Finally, there should be one logical place for each artifact, and artifacts should not be duplicated. (There might be copies for redundancy, but the people looking for one artifact should see those copies as if they were one thing.) Two people looking for the same information should not end up finding two different artifacts that cover the same topic and that have diverged from each other. This leads to people building incompatible components, sometimes in ways that are hard to detect but that lead to errors in the system.

14.4.3 Change management

As I have noted, artifacts change regularly over the course of a project. However artifacts are managed, they need to account for the effects of these changes.

Some artifacts, like records of task assignments and progress, change often but at any given time there is only one accurate copy of the information.

Most system artifacts, on the other hand, evolve in more complex ways. At any given time there may be multiple versions that are works in progress—containing incomplete changes that their creators don’t believe are ready to be used by others. Some of those in-progress versions may develop to become accepted versions, ready for others to use: a design that is ready to be implemented, or an implementation ready for integration testing. A version that has been used like this may later become obsolete as an updated version comes along.

This pattern of change calls for supporting versioning on this kind of artifact. Versioning means that one can find multiple versions of the artifact, and each artifact has an identifiable status so that someone can know whether they should be using that version to build other artifacts, or just looking at the version to understand it.

The dependencies of one artifact on another, such as a design leading to an implementation, and and implementation leading to verification test results, means that mutually consistent versioning is also important. When looking at an overall version of the system, it should be clear that (for example) the design for component X has been updated, the implementation for that component is in progress of being updated to match the design, and any verification results are from an older implementation that may no longer be accurate.

Most project life cycles and procedures define different statuses that an artifact version can have, along with procedures for how that version can change status. While the details differ, the statuses generally include some sort of work in progress, proposed, approved (or baselined), and superseded. The procedures generally say what has to happen for a version to move from one status to another, such as defining that a proposed design needs a review and approval step to be accepted as a baseline.

14.4.4 Implementing artifact management

There are many tools and processes in use today for managing artifacts. At the time of writing, no one tool works well for all kinds of artifacts, and so a project must stitch together its approach to managing artifacts out of multiple different tools.

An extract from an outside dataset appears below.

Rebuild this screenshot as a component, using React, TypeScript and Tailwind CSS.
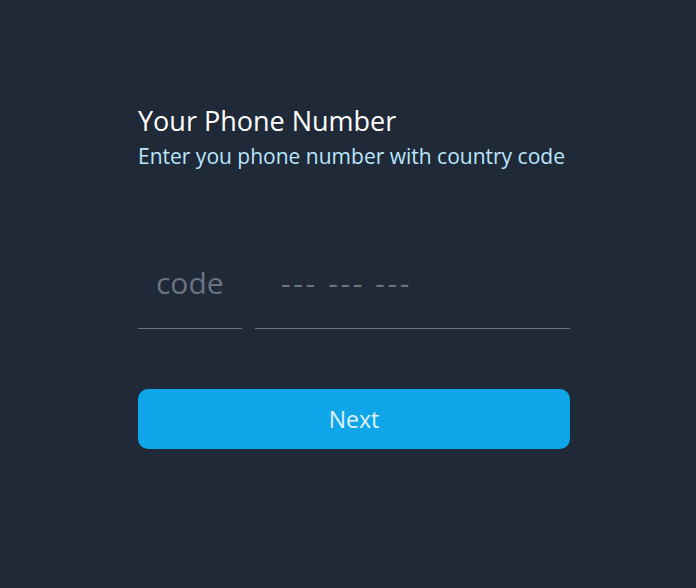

Electronic artifacts. Software development uses version control systems to manage electronic files. There are many such systems, all of which provide a storage repository with a few common features:

Maintaining download a consistent view of all the files being managed.
Ability to change files locally, then commit them to the repository.
The ability to define branches of the repository, which store separate, internally consistent revisions of all the files. One branch is often used as the team’s shared working view of the files, while people create other branches to isolate works in progress.
The ability to merge revisions from one branch to another, so that updates from a working version can be combined into the team’s shared version.

Other industries use document control systems to manage collections of electronic files. These systems also provide a repository for a collection of files, but the generally focus on the management of documents rather than just versioning. They commonly include features like:

Support for review and approval processes.
Sophisticated search, using organized metadata or document analysis.
Strong access control and permissions on individual documents.

In addition, tools such as CAD systems or requirements management often include versioning and workflow features. These tools support creating different versions of an artifact, and defining a workflow for the procedure to be followed for approving a version as a baseline.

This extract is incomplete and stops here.